Blue polygons are symmetric and scale-invertable, whereas pink polygons - always in reflecting (but rotated into the aforementioned principal minimal interval form) pairs - are the unsymmetric scales (where inversions of musical phrases invert out of the original scale and into the reflected one). However, reflections of these unsymmetric polygons will also need to be rotated to place them in their (musicologically prime) conventional orientations. This means, unfortunately, that adjacent pink pairs of unsymmetric polygons will not be obvious reflections of each other (in, say, the 12 o'clock - 6 o'clock axis, a 'horizontal left-right flip'). But they are.

For those rows where four scales show up (only in scales of orders 4 to 8) one of the pairs of (mutually reflecting) polygons is one of Allen Forte's alternate Z-forms (which he uses to designate scales or chords with exactly the same interval vector as the other pair).

The global order of all rows in the tables is from scales with the highest to the lowest consonancy (that reduced rearrangement of autocorrelation sequenced as the 'cycle of fifths' described above). This guarantees - in particular - that the standard western diatonic scale will be in the first row of the heptatonic scales alongside its complementary pentatonic (the standard 'oriental' pentatonic) in the same row to the right. Highly consonant scales are those scales which carry the most perfect fourths and fifths (interval class 5) and least minor seconds and tritones (interval classes 1 and 6).

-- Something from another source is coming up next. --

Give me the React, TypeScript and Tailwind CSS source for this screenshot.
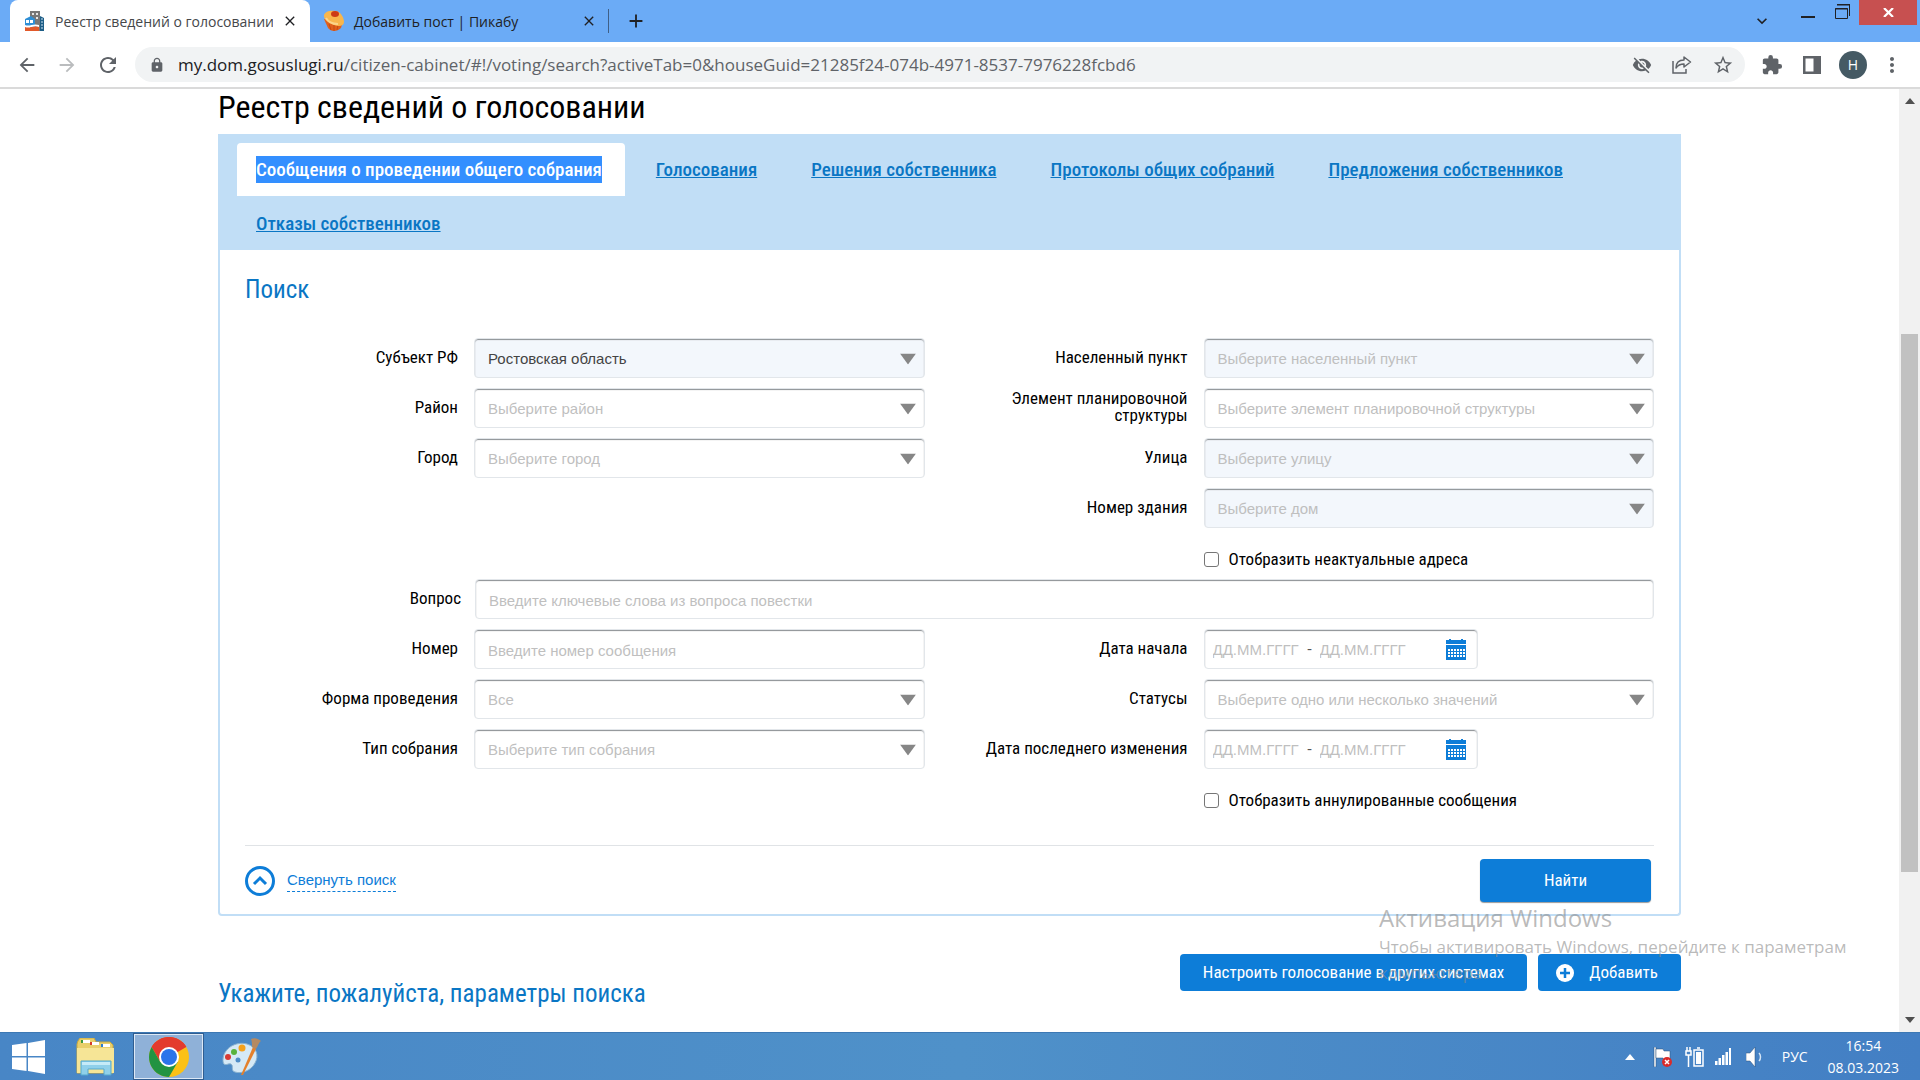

Consonancies aren't vectors, they're just labels constructed from things which resemble vectors (but which, also, aren't actual vectors). They can certainly be ordered because they are six character, alphabetically orderable, strings.

Note that the octatonic/tetratonic and heptatonic/pentatonic lists are rendered at half the size of the others since we may need up to 8 'clocks' per line (plus a pair of consonance graphs). All images are, however, sourced at the same size (272x256 pixels).